When it comes to whether MPS should have a place in clients’ drawdown strategies, the overwhelming response was ‘yes’ with nearly 80% expressing agreement. Respondents offered a selection of reasons why this is important, highlighting the importance of producing income within these portfolios. The need to achieve long term sustainable growth in drawdown scenarios was also noted, although respondents made clear that it should be specifically set up for the decumulation phase.
Advisers were asked about due diligence partners with a mix of replies indicating use of well-known providers such as FE fundinfo’s MPS Directory, Morningstar, LangCat Analysis and Defaqto. A significant proportion added that they do their own in-house due diligence.
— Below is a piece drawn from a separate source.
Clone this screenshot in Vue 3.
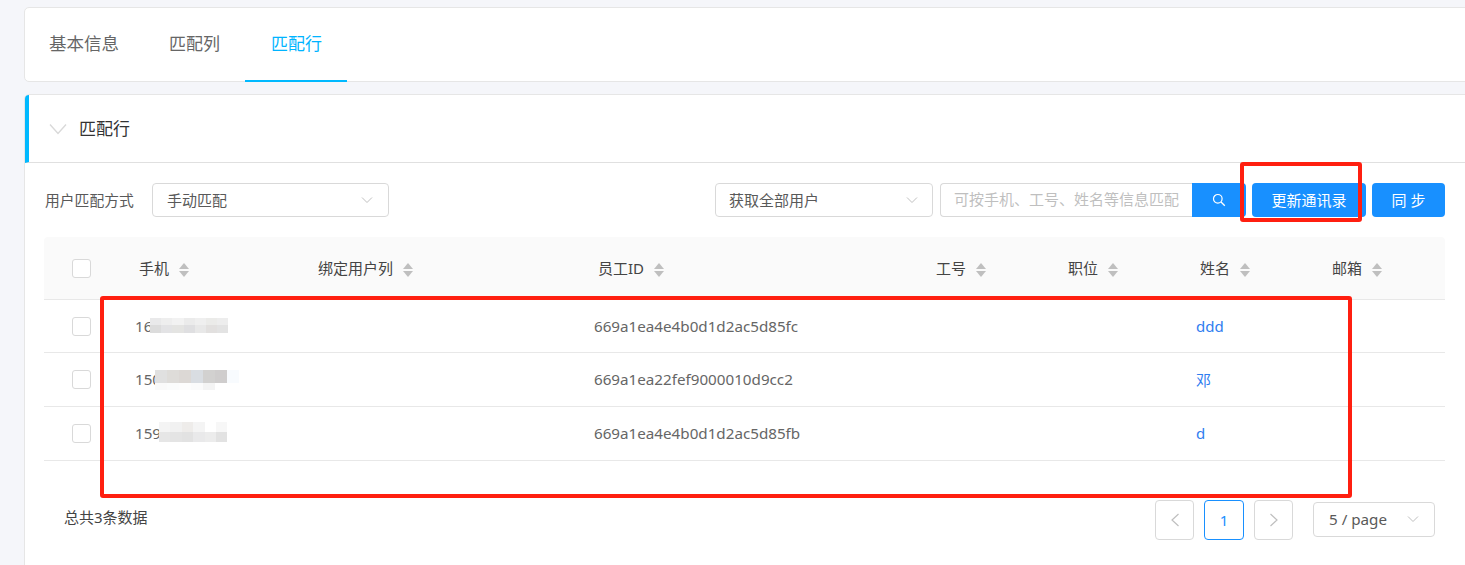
<script setup>
const columns = ['手机', '绑定用户列', '员工ID', '工号', '职位', '姓名', '邮箱']
const rows = [
  {
    phone: '16', id: '669a1ea4e4b0d1d2ac5d85fc', name: 'ddd', blurClass: 'blur-a',
    blur: ['#e9e9ea', '#eeeeee', '#f2f2f2', '#ebebeb', '#efefef', '#ebebe9', '#ededed',
      '#dcdcdc', '#e3e3e5', '#e4e4e2', '#dfdfe1', '#e8e8e8', '#e2e0df', '#e3e3e3'],
  },
  {
    phone: '150', id: '669a1ea22fef9000010d9cc2', name: '邓', blurClass: 'blur-b',
    blur: ['#e0e0e0', '#dedcd9', '#dcd8d5', '#d9dde2', '#d2d1d0', '#cfcdcd', '#f8fbfe',
      '#fafafa', '#fbfcfc', '#fdfdfd', '#fbfbfb', '#f4f4f4', '#ffffff', '#ffffff'],
  },
  {
    phone: '159', id: '669a1ea4e4b0d1d2ac5d85fb', name: 'd', blurClass: 'blur-c',
    blur: ['#f4f4f4', '#f1f1f1', '#eeecea', '#f4f4f4', '#ffffff', '#f7f7f7',
      '#e6e6e6', '#e4e4e4', '#e2e2e2', '#e9e9ea', '#ececec', '#e2e2e2'],
  },
]
</script>

<template>
  <div class="page">
    <div class="card tabs">
      <div class="tab">基本信息</div>
      <div class="tab second">匹配列</div>
      <div class="tab active">匹配行</div>
    </div>

    <div class="card panel">
      <div class="panel-head">
        <svg class="collapse" width="18" height="12" viewBox="0 0 18 12">
          <path d="M1 1.5 9 10.5 17 1.5" fill="none" stroke="#d9d9d9" stroke-width="1.4" />
        </svg>
        <span>匹配行</span>
      </div>

      <div class="panel-body">
        <div class="filters">
          <span class="label">用户匹配方式</span>
          <div class="select mode">
            <span>手动匹配</span>
            <svg width="12" height="8" viewBox="0 0 12 8"><path d="M1 1.5 6 6.5 11 1.5" fill="none" stroke="#bfbfbf" stroke-width="1" /></svg>
          </div>
          <div class="spacer"></div>
          <div class="select scope">
            <span>获取全部用户</span>
            <svg width="12" height="8" viewBox="0 0 12 8"><path d="M1 1.5 6 6.5 11 1.5" fill="none" stroke="#bfbfbf" stroke-width="1" /></svg>
          </div>
          <div class="search">
            <div class="search-input">可按手机、工号、姓名等信息匹配</div>
            <div class="search-btn">
              <svg width="14" height="14" viewBox="0 0 14 14">
                <circle cx="5.8" cy="5.8" r="4.3" fill="none" stroke="#fff" stroke-width="1.2" />
                <path d="M9 9 12.8 12.8" stroke="#fff" stroke-width="1.3" />
              </svg>
            </div>
          </div>
          <button class="btn update">更新通讯录</button>
          <button class="btn sync">同 步</button>
        </div>

        <div class="table">
          <div class="tr head">
            <div class="check-cell"><span class="check"></span></div>
            <div v-for="c in columns" :key="c" class="th">
              <span class="th-text">{{ c }}</span>
              <span class="sorter"><i class="up"></i><i class="down"></i></span>
            </div>
          </div>
          <div v-for="r in rows" :key="r.id" class="tr row">
            <div class="check-cell"><span class="check"></span></div>
            <div class="td phone">
              {{ r.phone }}
              <div class="blur" :class="r.blurClass">
                <i v-for="(b, i) in r.blur" :key="i" :style="{ background: b }"></i>
              </div>
            </div>
            <div class="td"></div>
            <div class="td">{{ r.id }}</div>
            <div class="td"></div>
            <div class="td"></div>
            <div class="td name">{{ r.name }}</div>
            <div class="td"></div>
          </div>
        </div>

        <div class="foot">
          <span class="total">总共3条数据</span>
          <div class="pager">
            <div class="pg">
              <svg width="10" height="14" viewBox="0 0 10 14"><path d="M8.5 1 2 7 8.5 13" fill="none" stroke="#bfbfbf" stroke-width="1.2" /></svg>
            </div>
            <div class="pg current">1</div>
            <div class="pg">
              <svg width="10" height="14" viewBox="0 0 10 14"><path d="M1.5 1 8 7 1.5 13" fill="none" stroke="#bfbfbf" stroke-width="1.2" /></svg>
            </div>
            <div class="select size">
              <span>5 / page</span>
              <svg width="12" height="8" viewBox="0 0 12 8"><path d="M1 1.5 6 6.5 11 1.5" fill="none" stroke="#bfbfbf" stroke-width="1" /></svg>
            </div>
          </div>
        </div>
      </div>
    </div>

    <div class="mark mark-btn"></div>
    <div class="mark mark-rows"></div>
  </div>
</template>

<style>
html, body { margin: 0; background: #f5f6fa; }
</style>

<style scoped>
.page {
  position: relative;
  width: 1465px;
  height: 565px;
  overflow: hidden;
  box-sizing: border-box;
  padding: 7px 0 0 24px;
  background: #f5f6fa;
  font-family: "Noto Sans", "Noto Sans CJK SC", sans-serif;
  color: #595959;
  font-size: 15px;
}
.card {
  box-sizing: border-box;
  width: 1460px;
  background: #fff;
  border: 1px solid #e6e6e6;
  border-radius: 5px;
}
.tabs {
  height: 75px;
  display: flex;
}
.tab {
  height: 74px;
  box-sizing: border-box;
  padding: 0 25px 6px 24px;
  display: flex;
  align-items: center;
  font-size: 17.5px;
  color: #666;
}
.tab.second { padding: 0 25px 6px 25px; font-size: 17px; }
.tab.active {
  color: #00b4ff;
  border-bottom: 2px solid #00b9ff;
  padding: 0 25px 4px 26px;
  font-size: 17px;
}
.panel {
  margin-top: 12px;
  height: 490px;
  overflow: hidden;
}
.panel-head {
  height: 68px;
  box-sizing: border-box;
  border-left: 4px solid #00b9ff;
  border-bottom: 1px solid #e0e0e0;
  display: flex;
  align-items: center;
  padding-left: 20px;
  font-size: 17px;
  color: #333;
}
.panel-head span { padding-bottom: 2px; }
.collapse { margin-right: 12px; }
.panel-body { padding: 20px 0 0 19px; width: 1401px; }
.filters {
  display: flex;
  align-items: center;
  height: 34px;
  padding-left: 1px;
}
.label { width: 107px; color: #595959; font-size: 14.8px; padding-bottom: 2px; }
.select {
  box-sizing: border-box;
  height: 34px;
  border: 1px solid #d9d9d9;
  border-radius: 4px;
  display: flex;
  align-items: center;
  justify-content: space-between;
  background: #fff;
}
.select span { padding-bottom: 2px; }
.mode { width: 237px; padding: 0 15px 0 14px; }
.spacer { flex: 1; }
.scope { width: 218px; padding: 0 14px 0 13px; margin-right: 7px; }
.search { display: flex; height: 34px; margin-right: 6px; }
.search-input {
  box-sizing: border-box;
  width: 252px;
  border: 1px solid #d9d9d9;
  border-right: 0;
  border-radius: 4px 0 0 4px;
  padding-left: 13px;
  line-height: 30px;
  color: #bfbfbf;
  font-size: 15px;
  white-space: nowrap;
  overflow: hidden;
}
.search-btn {
  width: 54px;
  background: #1890ff;
  border-radius: 0 4px 4px 0;
  display: flex;
  align-items: center;
  justify-content: center;
}
.btn {
  height: 34px;
  border: 0;
  background: #1890ff;
  color: #fff;
  border-radius: 4px;
  font: inherit;
  padding: 0 0 2px;
  white-space: pre;
}
.update { width: 114px; margin-right: 6px; }
.sync { width: 73px; }
.table { margin-top: 20px; }
.tr {
  display: grid;
  grid-template-columns: 91px 179px 280px 338px 132px 132px 132px 117px;
  align-items: center;
  border-bottom: 1px solid #e8e8e8;
  box-sizing: border-box;
}
.head {
  height: 63px;
  background: #fafafa;
  border-radius: 4px 4px 0 0;
}
.row { height: 54px; }
.head + .row { height: 53px; }
.check-cell { padding-left: 28px; display: flex; }
.check {
  box-sizing: border-box;
  width: 19px;
  height: 19px;
  background: #fff;
  border: 1px solid #d9d9d9;
  border-radius: 3px;
}
.th {
  padding-left: 4px;
  display: flex;
  align-items: center;
  color: #444;
  font-size: 15px;
  white-space: nowrap;
}
.th-text { padding-bottom: 2px; }
.sorter {
  margin: 4px 0 0 10px;
  display: flex;
  flex-direction: column;
  gap: 2px;
}
.sorter i { display: block; width: 0; height: 0; border-left: 5px solid transparent; border-right: 5px solid transparent; }
.up { border-bottom: 6px solid #bfbfbf; }
.down { border-top: 6px solid #bfbfbf; }
.td { font-size: 15.2px; color: #666; position: relative; white-space: nowrap; padding-bottom: 1px; }
.name { color: #2f7df0; font-size: 15px; }
.blur { position: absolute; display: grid; }
.blur i { display: block; }
.blur-a { left: 15px; top: 2px; grid-template-columns: repeat(7, 11.2px); grid-auto-rows: 7.5px; }
.blur-b { left: 20px; top: 1px; grid-template-columns: repeat(7, 12px); grid-auto-rows: 13px 7px; }
.blur-c { left: 24px; top: -1px; grid-template-columns: repeat(6, 11.4px); grid-auto-rows: 10px; }
.foot {
  display: flex;
  justify-content: space-between;
  margin-top: 39px;
  padding-left: 20px;
}
.total { font-size: 15px; color: #444; margin-top: 7px; line-height: 20px; }
.pager { display: flex; align-items: center; margin-right: 10px; }
.pg {
  box-sizing: border-box;
  width: 39px;
  height: 40px;
  margin-right: 10px;
  border: 1px solid #d9d9d9;
  border-radius: 4px;
  display: flex;
  align-items: center;
  justify-content: center;
  color: #1890ff;
}
.pg.current { border-color: #1890ff; width: 40px; }
.size { width: 122px; height: 35px; margin: 0 0 2px 10px; padding: 0 15px; font-size: 15.2px; }
.size span { padding-bottom: 0; }
.mark {
  position: absolute;
  box-sizing: border-box;
  border: 4px solid #ff1f10;
  border-radius: 3px;
  pointer-events: none;
}
.mark-btn { left: 1240px; top: 162px; width: 122px; height: 60px; }
.mark-rows { left: 100px; top: 296px; width: 1252px; height: 202px; }
</style>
Negative screening within ESG
We asked about negative screening criteria when choosing ESG MPS products. We received some interesting comments on this as shown in Chart 1 (See below), which shows the relative results in terms of each area. Although the usual tobacco, coal, oil, and alcohol scored highly as would be expected, even higher was the response to controversial weapons, military contracts and animal testing.

Our respondents added many comments in relation to whether or not such negative screening is at all effective with some flagging key areas that should form a part of this such as pornography and poor employment track records. Several commented that this is too complex to try to screen for all negative elements, with some adding that they did not screen at all and that they took an ‘all or nothing’ approach at the moment.
An associated question asked whether passive funds with negative exclusions can form a significant part of a viable ESG MPS solution. The response was overwhelmingly in agreement that it can (72%). There was some disagreement, however, with some respondents asking how this could be done in practice given negative exclusions would require active decision making.
One other comment worth noting was that the intentions are good but that it is still too early for ESG funds to achieve the sort of growth achieved by, say, the oil companies.
Price points and charges
A key question asked in the survey was whether an MPS supports a premium price level over a multi-asset fund. With just over 60% responding that it does, many noted that it is essential that the price differential needs to be small and justified.
How can an MPS solution be improved?
This proved to be one of the most interesting questions. The responses were enlightening and could be used by most MPS providers as a commentary on how their offering is perceived as well as where it might be possible to improve.
Many comments related to current price points, so either lowering or maintaining these where they are currently. The need for transparency about costs was also cited, with the importance of providers taking the time to regularly speak to advisers about these.
Providing more information on transactional costs applicable to platforms, along with options for more fund selectors, multi-platform availability and data on the markets, all of these could be part of the regular communications between advisers and providers.
One suggestion was that a level of smoothing might be introduced, although the fund needs to be sufficiently diversified.
At the heart of many of the comments was the request for greater visibility of individual providers and direct communications. In keeping with this, respondents added there is a need to provide clearer front of house documentation, greater use of visual aids to show spread of allocations within the MPS and improvements in the user experience.
One of the questions was designed to pick up current trends and movement in and between MPS and multi-asset. The response here seems to indicate an increase in movement towards MPS. That said, it is clear from the comments that this relates to costs, and this is a major factor in any movement between the two.
Advisers were asked about which investment strategies they might use for clients who have a low risk tolerance with choices between cash, annuity, low risk model portfolio or multi asset funds. A convincingly high majority of respondents favoured a low risk model portfolio (79%) with very little between the other three. Comments mainly focused on the value of using the expertise of investment managers with a central focus being that essential decisions had to be based on what was right for the client.
About the survey
IFA Magazine’s MPS Survey was carried out online, between 22nd May and 5th June 2023 and it generated 125 full completions. The survey sponsors were Schroders, Legal & General Investment Management (LGIM) and HSBC Asset Management.